CÜBBELİ’YE BİR AFERİN BİR HOP
AFERİN: Vaazında şöyle demiş Cübbeli: “Belediye otobüsünde kıyafetini açık bulduğun bir kadına ‘Kalk buradan, kıyafetin beni rahatsız ediyor’ demeyeceksin. Rahatsız olduysan sen kalkacaksın. Kıyafetini açık bulduğun kadın karşında oturduğunda, ‘Gözüm kayıyor, kalk oradan’ demeyeceksin. Gözün kaymayacak”. Helal olsun! İşte budur. Aferin Cübbeli!
*
HOP: Cübbeli, “Gözün kaymayacak” dedikten hemen sonra ise şöyle demiş: “Zebaniler sana kayacak”. Nerede diyor bunu? Vaaz kürsüsünde! Vaaz kürsüsü, “kayacak/kaymayacak” muhabbetinin dönebileceği en son yerdir. Ayet, hadis okuyan bir hocanın düzeyi buralara düşürmemesi beklenir. Edep adap nerede kaldı yahu Cübbeli! Cem Yılmaz’a özeniyorsan çık Zorlu’da sahneye, bırak vaaz kürsüsünü...
TWITTER BÖYLE BİR YER
TWITTER’da şöyle yazmış Aleyna Tilki:
“Bugün cumartesi, yarın pazar, sonra pazartesi olacak”.
Bu yazdığını da binlerce kişi beğenmiş!
*
“Twitter’da sadece ciddi şeyler yazılır, boş beleş işlere asla yüz verilmez” zannedenler, Aleyna Tilki’ye doğru parmak sallayıp kaş çatarak... “Bu ne saçmalık! Yeni nesil nereye gidiyor” falan diye feryat ediyorlar.
Sanki Twitter, insanlığın sırrının açıklandığı bir yermiş gibi...
SOLCU MİLİTAN İSİMLERİ
TESLİM Töre... Vefat etmiş... Namlı solcu militanlarımızdandır kendisi...
Bir başka namlı solcu militanımızın adı ise: Sarp Kuray.
*
Teslim Töre, Sarp Kuray...
Telaffuzu sert, aykırı, radikal, fişek gibi, şaşırtıcı kelimelerden oluşan isimler.
Bu açıdan da solcu militanlığa acayip yakışıyorlar.
Velhasıl demem o ki...
Adın Teslim Töre ise adın Sarp Kuray ise...
Kaderin ta en baştan yazılmış gibi...
AYKUT ERDOĞDU’NUN KAÇAK BALKONU BALYOZLA YIKMASI
OLAY şu:
*
CHP’nin önemli isimlerinden Aykut Erdoğdu, Çeşme’de 350 villalık kooperatif sitesindeki evine balkon tadilatı yapmış. Fakat bu tadilat, yasalara aykırı biçimde yapılmış. Sabah gazetesinin ısrarlı yayınları üzerine CHP’li Çeşme Belediyesi harekete geçmiş ve inşaatı mühürlemiş.

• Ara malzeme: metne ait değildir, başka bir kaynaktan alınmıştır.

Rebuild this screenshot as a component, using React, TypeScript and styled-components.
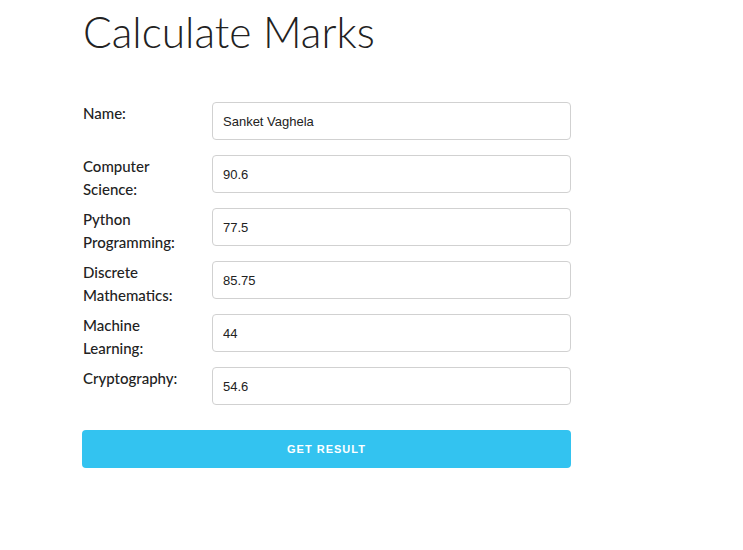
import React from "react";
import styled, { createGlobalStyle } from "styled-components";

const GlobalStyle = createGlobalStyle`
  html, body {
    margin: 0;
    padding: 0;
    background: #ffffff;
    font-family: Lato, "Open Sans", sans-serif;
    color: #222222;
  }
`;

const Page = styled.div`
  padding: 0 0 0 82px;
  width: 489px;
`;

const Title = styled.h1`
  margin: 8px 0 0 1px;
  font-size: 42.5px;
  line-height: 48px;
  font-weight: 300;
  letter-spacing: 0;
  color: #222222;
`;

const Form = styled.form`
  margin-top: 46px;
  display: flex;
  flex-direction: column;
  gap: 25px;
`;

const Fields = styled.div`
  display: grid;
  grid-template-columns: 130px 359px;
  grid-auto-rows: 38px;
  row-gap: 15px;
`;

const Label = styled.label`
  padding: 0 12px 0 1px;
  font-size: 15px;
  font-weight: 500;
  line-height: 23px;
  color: #222222;
`;

const Input = styled.input`
  box-sizing: border-box;
  height: 38px;
  width: 100%;
  padding: 6px 10px;
  border: 1px solid #d1d1d1;
  border-radius: 4px;
  background: #ffffff;
  font-family: "Liberation Sans", Arial, sans-serif;
  font-size: 13px;
  color: #222222;
  outline: none;
`;

const SubmitButton = styled.button`
  height: 38px;
  width: 100%;
  border: none;
  border-radius: 4px;
  background: #33c3f0;
  color: #ffffff;
  font-family: "Liberation Sans", Arial, sans-serif;
  font-size: 11px;
  font-weight: 700;
  letter-spacing: 1px;
  text-transform: uppercase;
  cursor: pointer;
`;

const fields = [
  { label: "Name:", value: "Sanket Vaghela" },
  { label: "Computer Science:", value: "90.6" },
  { label: "Python Programming:", value: "77.5" },
  { label: "Discrete Mathematics:", value: "85.75" },
  { label: "Machine Learning:", value: "44" },
  { label: "Cryptography:", value: "54.6" },
];

const App = () => {
  return (
    <>
      <GlobalStyle />
      <Page>
        <Title>Calculate Marks</Title>
        <Form onSubmit={(e) => e.preventDefault()}>
          <Fields>
            {fields.map((f) => (
              <React.Fragment key={f.label}>
                <Label>{f.label}</Label>
                <Input type="text" defaultValue={f.value} />
              </React.Fragment>
            ))}
          </Fields>
          <SubmitButton type="submit">Get Result</SubmitButton>
        </Form>
      </Page>
    </>
  );
};

export default App;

Aykut Erdoğdu da tam bu aşamada...
Çeşme’deki siteye gitmiş, almış eline balyoz, yıkmış balkonu...
Yıkarken de bir video çektirmiş. Çektirdiği bu videoyu da sosyal medyada paylaşmış.
*
CHP Genel Merkezi’nde önemli bir makamda bulunan bir arkadaşım, işte bu videoyu gönderdi bana...
“Kabul ediyorum, değişik bir yapıyız” diye yazmış videoyu gönderirken... Sonra bir gülücük işareti yapmış... En sona da “Partimi seviyorum” diye yazmış.
Ben de kendisine “İlginç insanlarsınız” diye cevap yazdım.
*
Verdiği cevap şu oldu:
“Biz olmasak gazetecilik falan sıkıcı olur. İşte ilericilik budur”.
*
İlericilik bu mudur bilmiyorum ama CHP’liler olmasa gazetecilik hakikaten sıkıcı olur.